SONNTAG Nr. 27 vom 6. Juli 1986

von Mathias Bäumel

„Wer sich für die Lieblingsfarbe von Henning Protzmann oder das Hobby Klaus Scharfschwerdts interessiert, findet in diesem Buch keine Antwort” (Seite 6), umreißt der Autor in ironisch abgrenzender Weise das Anliegen dieser Interviewsammlung. Die hier zum Ausdruck kommende Orientierung auf eine Rockmusiksicht jenseits aller Star-Histörchen schließt natürlich das Darstellen individueller Eigenheiten der Musiker durch die geführten Interviews nicht aus. Im Gegensatz zu den häufig werbeorientierten Beiträgen der Zeitschriften und des Fernsehens macht dieses Büchlein deutlich, dass auch Rockmusiker der DDR Leute mit persönlichen Ansichten, mit Stärken und Schwächen sind. So paart sich im Interview Jürgen Kerths die selbstbewusste Wertschätzung der eigenen Leistung mit einer inneren Bescheidenheit und aufrechten Haltung, während sich Reinhard Lakomy in seinen äußerungen als selbstgefälliger Pragmatiker zu erkennen gibt, für den vor allem der unmittelbare Erfolg zum Maß für künstlerischen Wert wird (Seite 80). Und wo Kerth ganz freimütig und emotional über sein Verhältnis zum Publikum spricht, gibt Ulrich Swillms Antwort auf die taktischen Erfordernisse eines zu publizierenden Interviews — er unterscheidet private Fragen von solchen für die Öffentlichkeit (Seite 57). Auch andere Gespräche im Bändchen, besonders die mit Engerling und Stefan Trepte, zeichnen ein Porträt der jeweiligen Musiker.

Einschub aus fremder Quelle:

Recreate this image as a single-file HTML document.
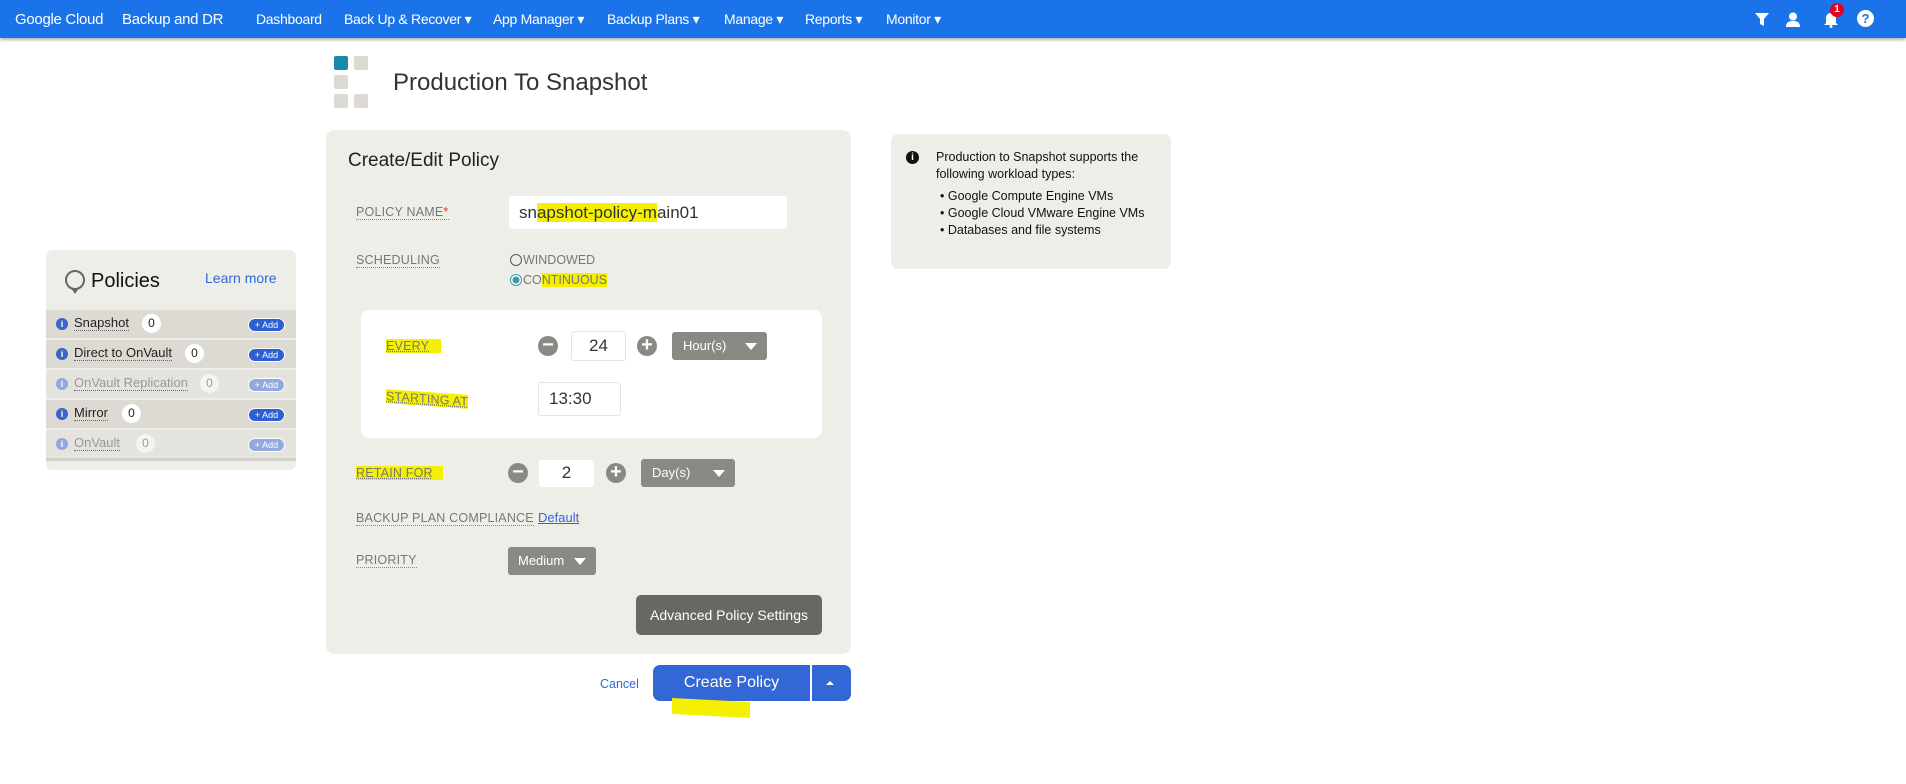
<!DOCTYPE html>
<html><head><meta charset="utf-8"><style>
*{box-sizing:border-box;margin:0;padding:0}
body{width:1906px;height:784px;background:#fff;font-family:"Liberation Sans",sans-serif;position:relative;overflow:hidden;color:#222}
.abs{position:absolute}
.nav{position:absolute;left:0;top:0;width:1906px;height:38px;background:#1a73e8;box-shadow:0 2px 3px rgba(0,0,0,.3)}
.nav span{position:absolute;top:11px;color:#fff;font-size:14px;white-space:nowrap;letter-spacing:-0.3px}
.lbl{position:absolute;font-size:12.5px;color:#777;border-bottom:1px dotted #888;line-height:14px;letter-spacing:.2px}
.hl{background:#f4f000;color:#777}
.sel{position:absolute;background:#8a8a84;color:#fff;font-size:13px;border-radius:3px;padding-left:11px}
.sel:after{content:"";position:absolute;right:10px;top:50%;margin-top:-3px;border-left:6px solid transparent;border-right:6px solid transparent;border-top:7px solid #fff}
.inp{position:absolute;background:#fff;border:1px solid #e4e4e0;border-radius:3px;font-size:17px;color:#333;text-align:center}
.circ{position:absolute;width:20px;height:20px;border-radius:50%;background:#8a8a84;color:#fff;font-size:20px;line-height:19px;text-align:center;font-weight:bold}
.row{position:absolute;left:46px;width:250px;height:28px;font-size:13px}
.row .i{position:absolute;left:10px;top:8px;width:12px;height:12px;border-radius:50%;background:#3a64c8;color:#fff;font-size:9px;text-align:center;line-height:12px;font-weight:bold}
.row .t{position:absolute;left:28px;top:6px;border-bottom:1px dotted #666;line-height:14px}
.row .c{position:absolute;top:4px;width:19px;height:19px;border-radius:50%;background:#fff;text-align:center;line-height:19px;font-size:12px}
.row .a{position:absolute;left:202px;top:8px;width:37px;height:14px;border-radius:7px;background:#2d5fd0;color:#fff;font-size:9px;text-align:center;line-height:13px;border:1px solid #fff}
.dis{color:#999}.dis .i,.dis .a{background:#93a8dc}
</style></head><body>
<div class="nav">
<span style="left:15px;font-size:15px">Google Cloud</span>
<span style="left:122px;font-size:15px">Backup and DR</span>
<span style="left:256px">Dashboard</span>
<span style="left:344px">Back Up &amp; Recover ▾</span>
<span style="left:493px">App Manager ▾</span>
<span style="left:607px">Backup Plans ▾</span>
<span style="left:724px">Manage ▾</span>
<span style="left:805px">Reports ▾</span>
<span style="left:886px">Monitor ▾</span>
<svg class="abs" style="left:1754px;top:12px" width="16" height="15"><path d="M1 1h14l-5 6v7l-4-2V7z" fill="#fff"/></svg>
<svg class="abs" style="left:1785px;top:12px" width="16" height="15"><circle cx="8" cy="4.5" r="4" fill="#fff"/><path d="M1 15c0-5 3-6 7-6s7 1 7 6z" fill="#fff"/></svg>
<svg class="abs" style="left:1823px;top:12px" width="16" height="16"><path d="M8 1c3 0 5 2 5 5v5l2 2H1l2-2V6c0-3 2-5 5-5z" fill="#fff"/><circle cx="8" cy="14.5" r="1.5" fill="#fff"/></svg>
<div class="abs" style="left:1830px;top:3px;width:14px;height:14px;border-radius:50%;background:#e8001c;color:#fff;font-size:10px;font-weight:bold;text-align:center;line-height:14px">1</div>
<div class="abs" style="left:1857px;top:10px;width:17px;height:17px;border-radius:50%;background:#fff;color:#1a73e8;font-size:13px;font-weight:bold;text-align:center;line-height:17px">?</div>
</div>

<div class="abs" style="left:334px;top:56px;width:14px;height:14px;background:#168aa6;border-radius:2px"></div>
<div class="abs" style="left:354px;top:56px;width:14px;height:14px;background:#dcdad3;border-radius:2px"></div>
<div class="abs" style="left:334px;top:75px;width:14px;height:14px;background:#dcdad3;border-radius:2px"></div>
<div class="abs" style="left:334px;top:94px;width:14px;height:14px;background:#dcdad3;border-radius:2px"></div>
<div class="abs" style="left:354px;top:94px;width:14px;height:14px;background:#dcdad3;border-radius:2px"></div>
<div class="abs" style="left:393px;top:69px;font-size:24px;color:#333">Production To Snapshot</div>

<div class="abs" style="left:46px;top:250px;width:250px;height:220px;background:#eeeee9;border-radius:6px"></div>
<svg class="abs" style="left:64px;top:270px" width="22" height="26"><circle cx="11" cy="10" r="9" fill="none" stroke="#666" stroke-width="2"/><path d="M7 18l4 6 4-6" fill="#666"/></svg>
<div class="abs" style="left:91px;top:270px;font-size:20px;color:#111">Policies</div>
<div class="abs" style="left:205px;top:270px;font-size:14px;color:#3367d6">Learn more</div>
<div class="row" style="top:310px;background:#dcdad3"><div class="i">i</div><div class="t">Snapshot</div><div class="c" style="left:96px">0</div><div class="a">+ Add</div></div>
<div class="row" style="top:340px;background:#dcdad3"><div class="i">i</div><div class="t">Direct to OnVault</div><div class="c" style="left:139px">0</div><div class="a">+ Add</div></div>
<div class="row dis" style="top:370px;background:#e4e3dd"><div class="i">i</div><div class="t">OnVault Replication</div><div class="c" style="left:154px;background:#f4f4f0">0</div><div class="a">+ Add</div></div>
<div class="row" style="top:400px;background:#dcdad3"><div class="i">i</div><div class="t">Mirror</div><div class="c" style="left:76px">0</div><div class="a">+ Add</div></div>
<div class="row dis" style="top:430px;background:#e4e3dd;border-bottom:3px solid #d2d0c9;height:31px"><div class="i">i</div><div class="t">OnVault</div><div class="c" style="left:90px;background:#f4f4f0">0</div><div class="a">+ Add</div></div>

<div class="abs" style="left:326px;top:130px;width:525px;height:524px;background:#eeeee9;border-radius:8px"></div>
<div class="abs" style="left:348px;top:150px;font-size:19px;color:#222">Create/Edit Policy</div>
<div class="lbl" style="left:356px;top:205px">POLICY NAME<span style="color:#d33">*</span></div>
<div class="inp" style="left:509px;top:196px;width:278px;height:33px;text-align:left;padding:7px 10px;font-size:17px;border:none">sn<span style="background:#f4f000">apshot-policy-m</span>ain01</div>
<div class="lbl" style="left:356px;top:253px">SCHEDULING</div>
<div class="abs" style="left:510px;top:253px;font-size:12.5px;color:#777"><span style="display:inline-block;width:12px;height:12px;border:1px solid #555;border-radius:50%;vertical-align:-2px;margin-right:1px"></span>WINDOWED</div>
<div class="abs" style="left:510px;top:273px;font-size:12.5px;color:#777"><span style="display:inline-block;width:12px;height:12px;border:1px solid #3a9ab0;border-radius:50%;vertical-align:-2px;margin-right:1px;background:radial-gradient(#3a9ab0 3px,#fff 4px)"></span>CO<span class="hl">NTINUOUS</span></div>

<div class="abs" style="left:361px;top:310px;width:461px;height:128px;background:#fff;border-radius:8px"></div>
<div class="lbl hl" style="left:386px;top:339px;padding-right:12px;border:none;text-decoration:underline dotted">EVERY</div>
<div class="circ" style="left:538px;top:336px">−</div>
<div class="inp" style="left:571px;top:331px;width:55px;height:30px;line-height:28px">24</div>
<div class="circ" style="left:637px;top:336px">+</div>
<div class="sel" style="left:672px;top:332px;width:95px;height:28px;line-height:28px">Hour(s)</div>
<div class="lbl hl" style="left:386px;top:392px;border:none;text-decoration:underline dotted;transform:skewY(4deg)">STARTING AT</div>
<div class="inp" style="left:538px;top:382px;width:83px;height:34px;line-height:32px;text-align:left;padding-left:10px">13:30</div>

<div class="lbl hl" style="left:356px;top:466px;padding-right:10px;border:none;text-decoration:underline dotted">RETAIN FOR</div>
<div class="circ" style="left:508px;top:463px">−</div>
<div class="inp" style="left:539px;top:460px;width:55px;height:27px;line-height:26px;border:none">2</div>
<div class="circ" style="left:606px;top:463px">+</div>
<div class="sel" style="left:641px;top:459px;width:94px;height:28px;line-height:28px">Day(s)</div>
<div class="lbl" style="left:356px;top:511px">BACKUP PLAN COMPLIANCE</div>
<div class="abs" style="left:538px;top:510px;font-size:13px;color:#3367d6;text-decoration:underline">Default</div>
<div class="lbl" style="left:356px;top:553px">PRIORITY</div>
<div class="sel" style="left:508px;top:547px;width:88px;height:28px;line-height:28px;padding-left:10px">Medium</div>
<div class="abs" style="left:636px;top:595px;width:186px;height:40px;background:#686862;border-radius:5px;color:#fff;font-size:14px;text-align:center;line-height:40px">Advanced Policy Settings</div>

<div class="abs" style="left:600px;top:677px;font-size:12.5px;color:#3367d6">Cancel</div>
<div class="abs" style="left:653px;top:665px;width:198px;height:36px;background:#3367d6;border-radius:7px"></div>
<div class="abs" style="left:810px;top:665px;width:2px;height:36px;background:#fff"></div>
<div class="abs" style="left:653px;top:665px;width:157px;height:36px;color:#fff;font-size:16px;text-align:center;line-height:36px">Create Policy</div>
<div class="abs" style="left:826px;top:681px;border-left:4px solid transparent;border-right:4px solid transparent;border-bottom:4px solid #fff"></div>
<div class="abs" style="left:672px;top:700px;width:78px;height:16px;background:#f4f000;transform:skewY(3deg)"></div>

<div class="abs" style="left:891px;top:134px;width:280px;height:135px;background:#eeeee9;border-radius:7px"></div>
<div class="abs" style="left:906px;top:151px;width:13px;height:13px;border-radius:50%;background:#111;color:#fff;font-size:10px;font-weight:bold;text-align:center;line-height:13px">i</div>
<div class="abs" style="left:936px;top:149px;font-size:12.5px;line-height:17px;color:#111">Production to Snapshot supports the<br>following workload types:</div>
<div class="abs" style="left:940px;top:188px;font-size:12.5px;line-height:17px;color:#111">• Google Compute Engine VMs<br>• Google Cloud VMware Engine VMs<br>• Databases and file systems</div>
</body></html>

Doch über das Persönliche hinaus, und dies ist ein großer Vorzug des Buches, machen die Interviews Zusammenhänge der DDR-Rockgeschichte deutlich. Noch gibt es in unserem Lande keine Darstellung zu diesem Thema, doch „Rock aus erster Hand” veröffentlicht erfreulicherweise eine Menge Material und zeigt, wie man derzeit diesem Thema beikommen kann. Die Artikel über Bayon, City, electra, Karat und Stefan Trepte verdeutlichen das besonders, wobei für die heutige junge Leserschaft manches Vergessene der Vergangenheit entrissen wurde.

Die Interviews reflektieren, auch das halte ich für wertvoll, das Einbrechen neuer künstlerischer Haltungen und Stile in das bisher sicher geglaubte Gebäude von Vorstellungen über Rockmusik. Thomas Kurzhals, das in klassischer Musik geschulte damalige Stern-Meißen-Mitglied, erinnert sich: „1975 war für mich keineswegs schon alles durchgekaut. Viele gute Sachen von uns entstanden damals gerade. Was mich ein wenig schockierte, war, dass einerseits Musiker unheimlich grübelten, wie man neue Instrumente wirkungsvoll zum Einsatz bringt, und andererseits die New-Wave-Leute eine viehische Quietschkommode als Orgel einsetzten, und das sollte auf einmal dufte sein.” (Seite 159) Fast unscheinbar klingt mit diesen Worten eine Problematik an, die für das Konzipieren einer Rockmusikentwicklung im Lande von spürbarer Bedeutung war: die besondere Wertschätzung des Kunsthaften und Kunsthandwerklichen, das Verwechseln des Lyrischen mit dem belanglos Allegorischen, die Darstellung impulsiv-experimentellen Musizierens als notwendige „Kindheitsphase” einer Entwicklung, die in künstlerischer Reife gipfeln soll. Doch nicht nur an dieser Stelle kommen über das Mittel des Interviews wichtige Aspekte der DDR-Rockentwicklung zum Ausdruck. Beispielsweise gewinnt der Leser ebenso einen Eindruck von den Spezifika des Bluesspielens in der DDR, von der Rolle Berlins für einen künstlerischen und gleichermaßen kommerziellen Erfolg, von der Bedeutung Amigas und des Rundfunks, von den Schwierigkeiten beim Verfolgen anspruchsvoller künstlerischer Ziele. Diese Einblicke machen das Bändchen für alle, denen unsere Rockmusik am Herzen liegt, wichtig.

Noch ein Wort zur Führung der Interviews. Die Fragen zeugen von Kompetenz und zielen in ihrer Gesamtheit auf Wesentliches. Sie sind präzise, sachlich und unaufdringlich. Der Leser erhält durch die Dialogführung Gelegenheit, trotz Abwesenheit an einem substantiellen Gespräch teilzunehmen, ohne sich als unwillkommener Lauscher fühlen zu müssen.